Mas em relação ao toque das trindades, um dia após ter ornamentado o meu presépio, fui ao encontro da Srª Rosa já velhinha, e me ofereci para ao cair da noite tocar as trindades.

- Mas tu não podes menino, nem sequer chegas ao sino !..., respondeu-me.

- Olhe, empreste-me um banquinho!.. retorqui-lhe eu.

- Bem, vai lá, já que me custa tanto a subir aquelas escadas todas!. – disse-me ela, entre um sorriso de espectativa.

Tão pronto me coloquei debaixo, agarrei no badalo com as duas mãos e com toda a força, comecei: - Tom …Tom … Tom… - parecia que estremecia todo por dentro, mas nada de desanimar e,  – Tom … Tom … Tom – até via estrelas, tão forte era o zumbido daquele sino que caía sobre mim.
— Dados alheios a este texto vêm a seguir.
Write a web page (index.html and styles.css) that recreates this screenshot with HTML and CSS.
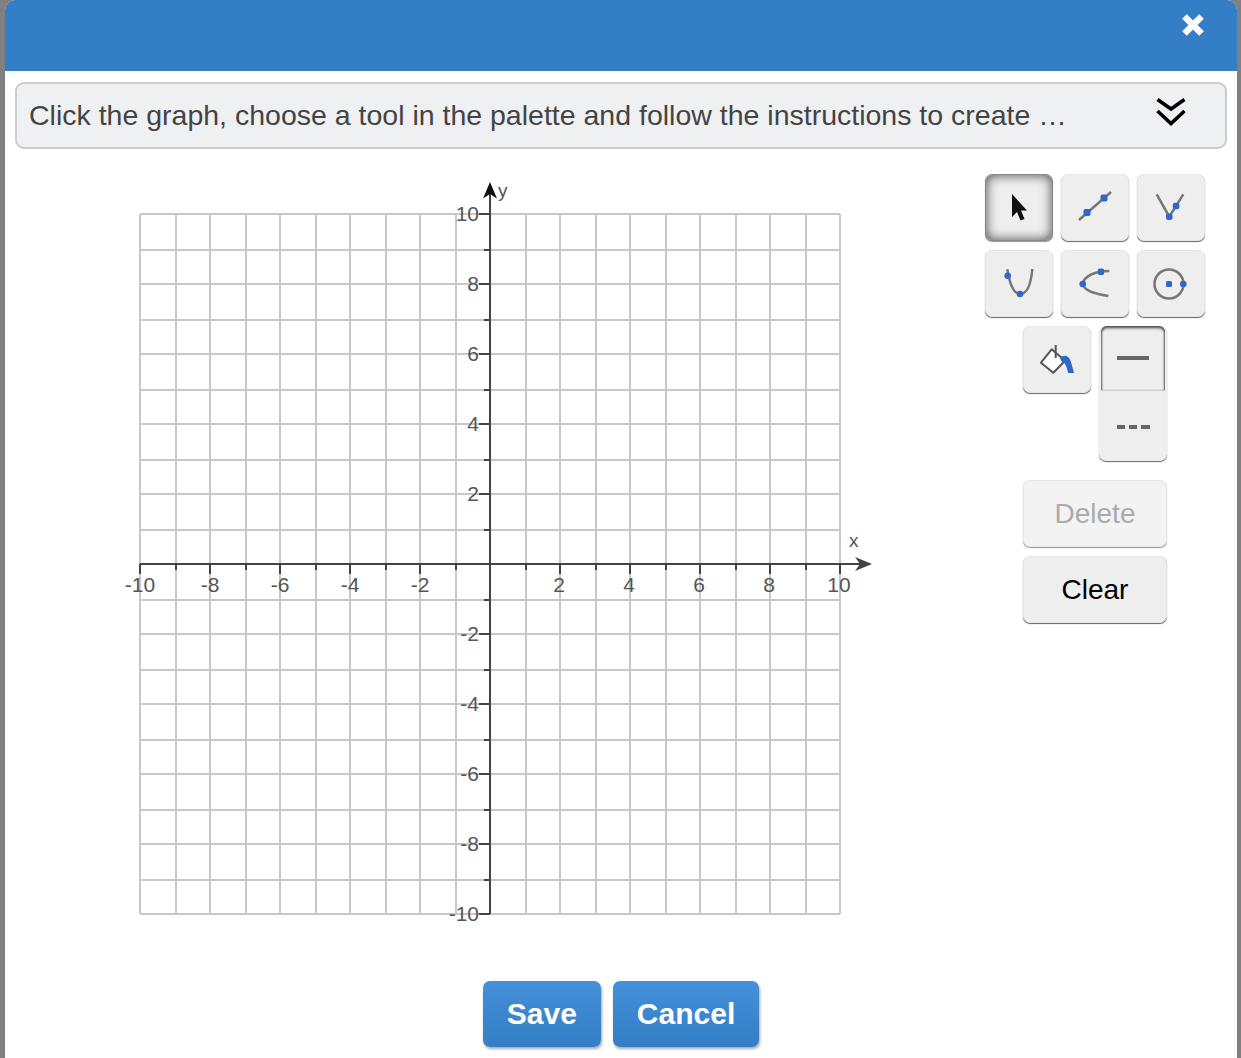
FILE: index.html
```html
<!DOCTYPE html>
<html lang="en">

<head>
    <meta charset="UTF-8">
    <meta name="viewport" content="width=device-width, initial-scale=1.0">
    <title>Graph question</title>
    <link rel="stylesheet" href="styles.css">
</head>

<body>
    <div class="modal">
        <div class="modal-header">
            <button class="close-btn" aria-label="Close">
                <svg width="24" height="24" viewBox="0 0 24 24">
                    <path d="M3.5 3.5L20.5 20.5M20.5 3.5L3.5 20.5" stroke="#fff" stroke-width="6.5" fill="none" />
                </svg>
            </button>
        </div>
        <div class="instructions">
            <span class="instructions-text">Click the graph, choose a tool in the palette and follow the instructions to create …</span>
            <svg class="expand-icon" width="30" height="30" viewBox="0 0 30 30">
                <path d="M1.5 1.5L15 11L28.5 1.5M1.5 13L15 25.5L28.5 13" stroke="#000" stroke-width="3.6" fill="none" />
            </svg>
        </div>
        <div class="workspace">
            <svg class="graph" width="960" height="795" viewBox="5 165 960 795">
                <path class="grid-lines" d="M140 214V914M176 214V914M210 214V914M246 214V914M280 214V914M316 214V914M350 214V914M386 214V914M420 214V914M456 214V914M490 214V914M526 214V914M560 214V914M596 214V914M630 214V914M666 214V914M700 214V914M736 214V914M770 214V914M806 214V914M840 214V914
                    M140 214H840M140 250H840M140 284H840M140 320H840M140 354H840M140 390H840M140 424H840M140 460H840M140 494H840M140 530H840M140 564H840M140 600H840M140 634H840M140 670H840M140 704H840M140 740H840M140 774H840M140 810H840M140 844H840M140 880H840M140 914H840" />
                <path class="axis-lines" d="M140 564H862M490 914V190
                    M140 564V574M176 564V570M210 564V574M246 564V570M280 564V574M316 564V570M350 564V574M386 564V570M420 564V574M456 564V570M526 564V570M560 564V574M596 564V570M630 564V574M666 564V570M700 564V574M736 564V570M770 564V574M806 564V570M840 564V574
                    M479 214H490M484 250H490M479 284H490M484 320H490M479 354H490M484 390H490M479 424H490M484 460H490M479 494H490M484 530H490M484 600H490M479 634H490M484 670H490M479 704H490M484 740H490M479 774H490M484 810H490M479 844H490M484 880H490M479 914H490" />
                <path class="axis-head axis-head-y" d="M490 182L497 198.5L490 194L483 198.5Z" />
                <path class="axis-head" d="M872 564L855 571L860 564L855 557Z" />
                <g class="x-labels">
                    <text x="140" y="592">-10</text>
                    <text x="210" y="592">-8</text>
                    <text x="280" y="592">-6</text>
                    <text x="350" y="592">-4</text>
                    <text x="420" y="592">-2</text>
                    <text x="559" y="592">2</text>
                    <text x="629" y="592">4</text>
                    <text x="699" y="592">6</text>
                    <text x="769" y="592">8</text>
                    <text x="839" y="592">10</text>
                </g>
                <g class="y-labels">
                    <text x="479" y="221">10</text>
                    <text x="479" y="291">8</text>
                    <text x="479" y="361">6</text>
                    <text x="479" y="431">4</text>
                    <text x="479" y="501">2</text>
                    <text x="479" y="641">-2</text>
                    <text x="479" y="711">-4</text>
                    <text x="479" y="781">-6</text>
                    <text x="479" y="851">-8</text>
                    <text x="479" y="921">-10</text>
                </g>
                <text class="axis-name" x="849" y="547">x</text>
                <text class="axis-name" x="498" y="197">y</text>
            </svg>

            <div class="palette">
                <div class="tool-row">
                    <button class="tool tool-selected" aria-label="Select">
                        <svg width="20" height="30" viewBox="0 0 20 30">
                            <path d="M3 1V24L8 19L11.5 27.5L15.5 26L12 17.5H18Z" fill="#111" />
                        </svg>
                    </button>
                    <button class="tool" aria-label="Line">
                        <svg width="36" height="36" viewBox="0 0 36 36">
                            <path class="icon-line" d="M2 30L34 2" />
                            <rect class="icon-dot" x="6.5" y="19" width="7" height="7" rx="2" />
                            <rect class="icon-dot" x="23.5" y="4.5" width="7" height="7" rx="2" />
                        </svg>
                    </button>
                    <button class="tool" aria-label="Absolute value">
                        <svg width="36" height="36" viewBox="0 0 36 36">
                            <path class="icon-line" d="M3.7 4.3L16.3 26.7L30.3 4.3" />
                            <rect class="icon-dot" x="13" y="23.5" width="6.5" height="6.5" rx="2" />
                            <rect class="icon-dot" x="19.8" y="12.8" width="6.5" height="6.5" rx="2" />
                        </svg>
                    </button>
                </div>
                <div class="tool-row">
                    <button class="tool" aria-label="Parabola">
                        <svg width="36" height="36" viewBox="0 0 36 36">
                            <path class="icon-line" d="M6.3 3.3C9 20 13 28 19 28C26 28 30 18 31.3 3" />
                            <circle class="icon-dot" cx="6.7" cy="9.7" r="3.3" />
                            <circle class="icon-dot" cx="19" cy="28" r="3.3" />
                        </svg>
                    </button>
                    <button class="tool" aria-label="Horizontal parabola">
                        <svg width="36" height="36" viewBox="0 0 36 36">
                            <path class="icon-line" d="M32.3 5C18 5 7 10 5.7 18C7 24 18 28 31.3 30" />
                            <rect class="icon-dot" x="20.7" y="2.5" width="6.5" height="6.5" rx="2" />
                            <circle class="icon-dot" cx="5.7" cy="18" r="3.3" />
                        </svg>
                    </button>
                    <button class="tool" aria-label="Circle">
                        <svg width="36" height="36" viewBox="0 0 36 36">
                            <circle class="icon-line" cx="16" cy="18" r="14.5" />
                            <rect class="icon-dot" x="13" y="15" width="6" height="6" rx="1.5" />
                            <circle class="icon-dot" cx="30.3" cy="18" r="3.3" />
                        </svg>
                    </button>
                </div>
                <div class="tool-row tool-row-style">
                    <button class="tool" aria-label="Fill">
                        <svg width="36" height="36" viewBox="0 0 36 36">
                            <path d="M2 20.7L12.7 7.3L26 18.7L14.3 30.7Z" fill="#fff" stroke="#555" stroke-width="2" stroke-linejoin="round" />
                            <path d="M16.7 3V16" stroke="#555" stroke-width="2" />
                            <path d="M21 16C25 12 30 13 32 20L35 31H29C28 25 26 20 22.5 19.5Z" fill="#2f66c9" />
                        </svg>
                    </button>
                    <div class="line-style">
                        <button class="line-option line-option-selected" aria-label="Solid line">
                            <span class="line-solid"></span>
                        </button>
                        <button class="line-option" aria-label="Dashed line">
                            <span class="line-dashed"></span>
                        </button>
                    </div>
                </div>
                <div class="action-group">
                    <button class="action-btn action-btn-disabled">Delete</button>
                    <button class="action-btn">Clear</button>
                </div>
            </div>
        </div>
        <div class="modal-footer">
            <button class="primary-btn">Save</button>
            <button class="primary-btn">Cancel</button>
        </div>
    </div>
</body>

</html>
```

FILE: styles.css
```css
body {
    margin: 0;
    height: 1058px;
    overflow: hidden;
    background-color: #808080;
    font-family: 'Liberation Sans', Arial, sans-serif;
}

button {
    font-family: inherit;
    cursor: pointer;
}

.modal {
    margin: 0 4px 0 5px;
    height: 1058px;
    background-color: #fff;
    border-radius: 10px 10px 0 0;
    overflow: hidden;
}

.modal-header {
    display: flex;
    justify-content: flex-end;
    align-items: flex-start;
    height: 71px;
    padding: 13px 32px 0 0;
    box-sizing: border-box;
    background-color: #337ec4;
}

.close-btn {
    display: flex;
    padding: 0;
    background: none;
    border: none;
}

.instructions {
    display: flex;
    justify-content: space-between;
    align-items: center;
    height: 67px;
    margin: 11px 10px 0;
    padding: 0 39px 0 12px;
    box-sizing: border-box;
    background-color: #eff0f2;
    border: 2px solid #ccc;
    border-radius: 9px;
}

.instructions-text {
    font-size: 28.5px;
    color: #444;
}

.expand-icon {
    margin-bottom: 6px;
}

.workspace {
    display: flex;
    margin-top: 16px;
}

.graph {
    flex: none;
}

.grid-lines {
    fill: none;
    stroke: #c8c8c8;
    stroke-width: 2;
}

.axis-lines {
    fill: none;
    stroke: #444;
    stroke-width: 2;
}

.axis-head {
    fill: #444;
}

.axis-head-y {
    fill: #111;
}

.x-labels text,
.y-labels text {
    fill: #555;
    font-size: 21px;
}

.x-labels text {
    text-anchor: middle;
}

.y-labels text {
    text-anchor: end;
}

.axis-name {
    fill: #555;
    font-size: 19px;
}

.palette {
    display: flex;
    flex-direction: column;
    gap: 9px;
    width: 220px;
    margin: 9px 0 0 20px;
}

.tool-row {
    display: flex;
    gap: 8px;
}

.tool-row-style {
    align-items: flex-start;
    margin-left: 38px;
}

.tool {
    display: flex;
    justify-content: center;
    align-items: center;
    width: 68px;
    height: 67px;
    padding: 0;
    background-color: #eee;
    border: 1px solid #e6e6e6;
    border-radius: 7px;
    box-shadow: 0 1px 1px #666;
}

.tool-selected {
    box-shadow: inset 0 0 12px #444, 0 1px 1px #999;
    border-color: #888;
}

.icon-line {
    fill: none;
    stroke: #777;
    stroke-width: 2.5;
}

.icon-dot {
    fill: #2f66c9;
}

.line-style {
    display: flex;
    flex-direction: column;
    width: 68px;
    background-color: #eee;
    border-radius: 7px;
    box-shadow: 0 1px 1px #666;
}

.line-option {
    display: flex;
    justify-content: center;
    align-items: center;
    height: 69px;
    padding: 0;
    background: none;
    border: none;
}

.line-option-selected {
    width: 64px;
    height: 64px;
    margin: 0 2px 2px;
    border-radius: 6px 6px 0 0;
    box-shadow: inset 0 3px 3px -1px #444, inset 2px 0 2px -1px #666, inset -2px 0 2px -1px #666, 0 1px 0 #ccc;
}

.line-solid {
    width: 32px;
    height: 4px;
    background-color: #666;
}

.line-dashed {
    width: 33px;
    height: 4px;
    background: repeating-linear-gradient(90deg, #666 0, #666 8.5px, transparent 8.5px, transparent 12px);
}

.action-group {
    display: flex;
    flex-direction: column;
    gap: 9px;
    width: 144px;
    margin: 10px 0 0 38px;
}

.action-btn {
    height: 67px;
    padding: 0;
    font-size: 28px;
    color: #000;
    background-color: #eee;
    border: 1px solid #e6e6e6;
    border-radius: 7px;
    box-shadow: 0 1px 1px #666;
}

.action-btn-disabled {
    color: #aaa;
    background-color: #f3f3f3;
    box-shadow: 0 1px 1px #999;
}

.modal-footer {
    display: flex;
    justify-content: center;
    gap: 12px;
    margin-top: 21px;
}

.primary-btn {
    height: 66px;
    padding: 0 24px;
    font-size: 30px;
    font-weight: bold;
    color: #fff;
    background: linear-gradient(#4490da, #337ec4);
    border: none;
    border-radius: 7px;
    box-shadow: 1px 2px 3px rgba(0, 0, 0, 0.35);
}
```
Mas tinha de terminar a tarefa, e  - Tom … Tom … Tom!...

Nem sei como consegui descer da torre, ao encontro da velhinha sentada no muro do adro, tendo à minha espera uma mão cheia de bombons, brilhando de todas as cores.

A partir daí muitas vezes eu esperei ao cair da tarde pelo banquinho para subir à torre e tocar as trindades, e sentir o som que se tornou insubstituível do grande e velho sino da Igreja da terra da minha aldeia…

E foi assim que um dia destes dei comigo, também ao fim da tarde, sentado nas minhas escadas de pedra, nesta conflitualidade indexada ao desânimo, dúvida e cansaço, mas com a visão da esperança, olhando para dentro e tentar descobrir neste mundo transitório e passageiro, o tempo passado e nele me vejo a correr para o colo de meus avozinhos, sentindo o tempo presente, onde mil vozes nos gritam para a conquista do essencial para viver, e preparando o tempo futuro envolto numa generosa e jovial esperança para o abraçar, numa renovada felicidade do reencontro com a vida!...

Ah, como poderia esquecer?! ... Ainda tive tempo de dedicar um momento de magia para brincar com o meu adorável netinho, na procura serena sentimental mas realista, encontrar uma bela manifestação da minha vida, sentindo o ar que escapava do seu sorriso, numa construção de imagens e memórias como eco duma divina existência!...

José Neto: Metodólogo de Treino Desportivo; Mestre em Psicologia Desportiva; Doutorado em Ciências do Desporto; Formador de Treinadores F.P.F. /U.E.F.A.; Docente Universitário.